Some scientists say that the best way to save the coast is to divert more of the Mississippi's floodwaters upstream to increase the amount of sediment reaching the marshes, but they don't know how to ensure that the sediment will be captured where it is needed. Falcini's model suggests that one way would be to widen channels that feed into the ocean, so that the water slows down and sediments settle out.

The researchers are using satellites to track sediment concentration at the water's surface, among other variables. They will validate those data using velocity measurements and samples gathered by the Acadiana. In the coming weeks, the floodwaters will subside, and project collaborators will fly a helicopter along the 250 kilometres or so of coastline between the Atchafalaya and Mississippi deltas, landing at regular intervals to take sediment samples and discover where the flood has added or eroded soil. Taken together, these measurements should help to determine which river characteristics can be tuned to build healthy marshes. Independent teams working farther up the river will add detail.

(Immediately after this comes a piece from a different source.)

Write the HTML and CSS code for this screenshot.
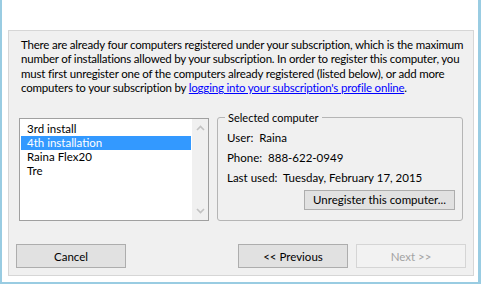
FILE: index.html
```html
<!DOCTYPE html>
<html lang="en">
<head>
<meta charset="UTF-8">
<title>Register computer</title>
<link rel="stylesheet" href="styles.css">
</head>
<body>

<div class="window">
    <div class="panel">
        <p class="intro">There are already four computers registered under your subscription, which is the maximum number of installations allowed by your subscription. In order to register this computer, you must first unregister one of the computers already registered (listed below), or add more computers to your subscription by <a href="#">logging into your subscription's profile online</a>.</p>

        <div class="middle">
            <div class="listbox">
                <ul class="items">
                    <li>3rd install</li>
                    <li class="selected">4th installation</li>
                    <li>Raina Flex20</li>
                    <li>Tre</li>
                </ul>
                <div class="scrollbar">
                    <svg width="9" height="6" viewBox="0 0 9 6"><path d="M1 5 L4.5 1.5 L8 5" fill="none" stroke="#c2c2c2" stroke-width="1.6"/></svg>
                    <svg width="9" height="6" viewBox="0 0 9 6"><path d="M1 1 L4.5 4.5 L8 1" fill="none" stroke="#c2c2c2" stroke-width="1.6"/></svg>
                </div>
            </div>

            <fieldset class="group">
                <legend>Selected computer</legend>
                <div class="row">User:&nbsp; Raina</div>
                <div class="row">Phone:&nbsp; 888-622-0949</div>
                <div class="row">Last used:&nbsp; Tuesday, February 17, 2015</div>
                <div class="group-actions">
                    <button class="btn btn-wide">Unregister this computer...</button>
                </div>
            </fieldset>
        </div>

        <div class="actions">
            <button class="btn">Cancel</button>
            <div class="nav">
                <button class="btn">&lt;&lt; Previous</button>
                <button class="btn" disabled>Next &gt;&gt;</button>
            </div>
        </div>
    </div>
</div>

</body>
</html>
```

FILE: styles.css
```css
body {
    margin: 0;
    padding: 0;
    background-color: #ffffff;
    font-family: Lato, "Noto Sans", sans-serif;
    font-size: 11px;
    color: #000000;
}

.window {
    box-sizing: border-box;
    width: 481px;
    height: 284px;
    padding: 30px 0 0 6px;
    border-left: 2px solid #99cce2;
    border-right: 3px solid #99cce2;
    border-bottom: 2px solid #99cce2;
    background-color: #ffffff;
}

.panel {
    box-sizing: border-box;
    width: 466px;
    height: 246px;
    border: 1px solid #d6d6d6;
    background-color: #f0f0f0;
    display: flex;
    flex-direction: column;
}

.intro {
    margin: 7px 8px 0 12px;
    font-size: 11.5px;
    letter-spacing: -0.2px;
    line-height: 14.4px;
}

.intro a {
    color: #0000ff;
}

.middle {
    display: flex;
    align-items: flex-start;
    gap: 8px;
    margin: 22px 10px 0 10px;
}

/* list of registered computers */
.listbox {
    box-sizing: border-box;
    width: 190px;
    height: 103px;
    border: 1px solid #a0a0a0;
    background-color: #ffffff;
    display: flex;
}

.items {
    flex: 1;
    list-style: none;
    margin: 0;
    padding: 3px 1px 0 1px;
}

.items li {
    height: 14px;
    line-height: 14px;
    padding-left: 6px;
    font-size: 11.5px;
}

.items li.selected {
    background-color: #3399ff;
    color: #ffffff;
}

.scrollbar {
    width: 16px;
    background-color: #f0f0f0;
    display: flex;
    flex-direction: column;
    justify-content: space-between;
    align-items: center;
    padding: 6px 0 6px 0;
}

.scrollbar svg {
    display: block;
}

/* group box on the right */
.group {
    box-sizing: border-box;
    width: 246px;
    height: 110px;
    margin: -7px 0 0 0;
    padding: 3px 9px 0 9px;
    border: 1px solid #b5b5b5;
    border-radius: 3px;
}

.group legend {
    padding: 0 3px;
    margin-left: -2px;
    line-height: 14px;
}

.row {
    height: 20px;
    line-height: 20px;
    font-size: 11.5px;
}

.group-actions {
    display: flex;
    justify-content: flex-end;
    margin-top: 2px;
    margin-right: -2px;
}

.btn {
    box-sizing: border-box;
    width: 110px;
    height: 24px;
    border: 1px solid #adadad;
    background-color: #e1e1e1;
    font-family: inherit;
    font-size: 11.5px;
    color: #000000;
    padding: 0;
    white-space: nowrap;
}

.btn-wide {
    width: 151px;
    height: 20px;
}

.btn:disabled {
    border-color: #d5d5d5;
    background-color: #f2f2f2;
    color: #a3a3a3;
}

.actions {
    display: flex;
    justify-content: space-between;
    margin: auto 7px 7px 7px;
}

.nav {
    display: flex;
    gap: 8px;
}
```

Besides shaping restoration plans, says Mathies, projects such as Falcini's could also help to build support for restoration measures, which will be expensive and could meet resistance from stakeholders such as fishermen and shipping interests. "We need to be able to show people what the returns will be," says Mathies.

Louisiana officials have started to take a "generational view" of coastal restoration, accepting that long-term benefits trump short-term interests, says Robert Twilley, a coastal-systems ecologist at the University of Louisiana at Lafayette. The trick to maintaining a healthy coastline is to minimize the damage from floods while maximizing the benefits, he adds. "We need to think how we can reconfigure the river to accomplish both flood control and restoration."